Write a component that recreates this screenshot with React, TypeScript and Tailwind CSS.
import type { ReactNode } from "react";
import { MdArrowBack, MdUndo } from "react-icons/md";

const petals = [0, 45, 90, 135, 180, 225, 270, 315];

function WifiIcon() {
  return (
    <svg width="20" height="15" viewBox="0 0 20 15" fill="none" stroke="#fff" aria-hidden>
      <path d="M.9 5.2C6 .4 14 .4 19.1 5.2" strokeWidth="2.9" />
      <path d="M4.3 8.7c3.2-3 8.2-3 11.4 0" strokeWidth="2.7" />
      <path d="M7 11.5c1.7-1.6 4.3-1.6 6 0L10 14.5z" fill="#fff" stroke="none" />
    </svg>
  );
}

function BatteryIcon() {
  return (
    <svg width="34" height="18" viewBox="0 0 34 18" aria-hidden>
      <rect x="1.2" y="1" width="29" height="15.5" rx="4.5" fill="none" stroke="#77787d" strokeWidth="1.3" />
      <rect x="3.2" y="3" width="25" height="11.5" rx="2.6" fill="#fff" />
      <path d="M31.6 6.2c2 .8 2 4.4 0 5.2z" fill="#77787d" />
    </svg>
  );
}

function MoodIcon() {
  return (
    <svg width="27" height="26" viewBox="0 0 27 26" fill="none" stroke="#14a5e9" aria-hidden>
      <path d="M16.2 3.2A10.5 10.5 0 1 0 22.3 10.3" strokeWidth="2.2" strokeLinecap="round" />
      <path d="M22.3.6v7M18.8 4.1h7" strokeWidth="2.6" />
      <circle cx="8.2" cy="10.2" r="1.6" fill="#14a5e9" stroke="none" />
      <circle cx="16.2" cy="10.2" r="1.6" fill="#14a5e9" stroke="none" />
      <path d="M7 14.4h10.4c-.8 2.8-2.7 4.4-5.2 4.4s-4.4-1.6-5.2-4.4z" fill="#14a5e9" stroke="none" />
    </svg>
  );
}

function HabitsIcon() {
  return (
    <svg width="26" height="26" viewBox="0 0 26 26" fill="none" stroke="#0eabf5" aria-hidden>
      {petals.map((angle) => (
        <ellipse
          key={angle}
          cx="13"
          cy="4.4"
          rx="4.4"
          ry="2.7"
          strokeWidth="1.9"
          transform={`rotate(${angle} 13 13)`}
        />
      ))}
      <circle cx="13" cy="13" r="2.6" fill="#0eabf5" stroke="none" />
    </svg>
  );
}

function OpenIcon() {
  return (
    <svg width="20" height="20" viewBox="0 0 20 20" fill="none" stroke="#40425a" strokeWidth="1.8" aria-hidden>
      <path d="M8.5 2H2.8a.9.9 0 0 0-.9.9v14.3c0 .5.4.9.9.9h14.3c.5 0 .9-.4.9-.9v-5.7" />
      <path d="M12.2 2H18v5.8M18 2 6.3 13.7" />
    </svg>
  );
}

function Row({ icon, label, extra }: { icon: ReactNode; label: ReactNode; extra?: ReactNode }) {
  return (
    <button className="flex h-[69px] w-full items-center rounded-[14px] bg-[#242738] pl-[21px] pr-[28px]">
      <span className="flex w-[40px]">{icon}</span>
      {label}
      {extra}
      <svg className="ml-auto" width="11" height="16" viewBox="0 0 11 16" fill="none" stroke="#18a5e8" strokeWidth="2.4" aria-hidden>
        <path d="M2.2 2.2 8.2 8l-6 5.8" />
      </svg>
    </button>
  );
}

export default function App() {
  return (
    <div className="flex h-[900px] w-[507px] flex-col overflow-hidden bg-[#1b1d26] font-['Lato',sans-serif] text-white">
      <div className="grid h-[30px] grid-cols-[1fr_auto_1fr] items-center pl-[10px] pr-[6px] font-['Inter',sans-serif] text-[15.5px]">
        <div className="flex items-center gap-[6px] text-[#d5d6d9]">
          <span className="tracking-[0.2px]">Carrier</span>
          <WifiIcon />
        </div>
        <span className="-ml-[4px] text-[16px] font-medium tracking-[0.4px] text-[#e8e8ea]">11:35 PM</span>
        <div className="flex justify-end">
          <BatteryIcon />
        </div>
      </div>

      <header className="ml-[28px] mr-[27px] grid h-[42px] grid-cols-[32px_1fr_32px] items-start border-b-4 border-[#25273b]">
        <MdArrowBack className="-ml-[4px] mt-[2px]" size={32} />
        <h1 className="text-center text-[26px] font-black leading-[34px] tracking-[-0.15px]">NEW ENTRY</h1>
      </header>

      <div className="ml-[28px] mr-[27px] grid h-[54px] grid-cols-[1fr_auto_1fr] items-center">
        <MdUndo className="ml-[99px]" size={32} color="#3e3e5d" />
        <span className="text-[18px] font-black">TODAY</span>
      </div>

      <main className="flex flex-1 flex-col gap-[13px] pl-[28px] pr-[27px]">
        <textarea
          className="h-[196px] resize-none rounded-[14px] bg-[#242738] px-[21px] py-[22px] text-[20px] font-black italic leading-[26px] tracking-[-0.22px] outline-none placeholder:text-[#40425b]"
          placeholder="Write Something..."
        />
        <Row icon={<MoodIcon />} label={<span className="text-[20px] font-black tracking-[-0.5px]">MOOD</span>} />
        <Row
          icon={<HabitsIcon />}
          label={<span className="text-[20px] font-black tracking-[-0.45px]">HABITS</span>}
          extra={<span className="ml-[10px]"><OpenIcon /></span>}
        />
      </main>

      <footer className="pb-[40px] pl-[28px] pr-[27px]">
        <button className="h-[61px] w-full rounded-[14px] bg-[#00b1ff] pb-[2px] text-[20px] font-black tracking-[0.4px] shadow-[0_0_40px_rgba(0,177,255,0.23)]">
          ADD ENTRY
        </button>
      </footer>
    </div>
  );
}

---

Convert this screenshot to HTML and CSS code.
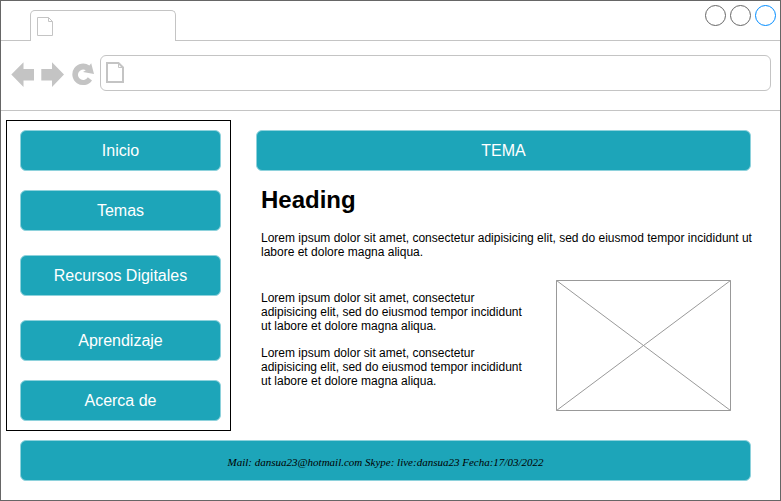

- Direction:
Give again, word for word, every line of the listing above from the one with "Write a component" to the one with "const petals = [0, 45, 90, 135, 180, 225, 270, 315];", both inclusive, and nothing beyond them.

- Exercise result:
Write a component that recreates this screenshot with React, TypeScript and Tailwind CSS.
import type { ReactNode } from "react";
import { MdArrowBack, MdUndo } from "react-icons/md";

const petals = [0, 45, 90, 135, 180, 225, 270, 315];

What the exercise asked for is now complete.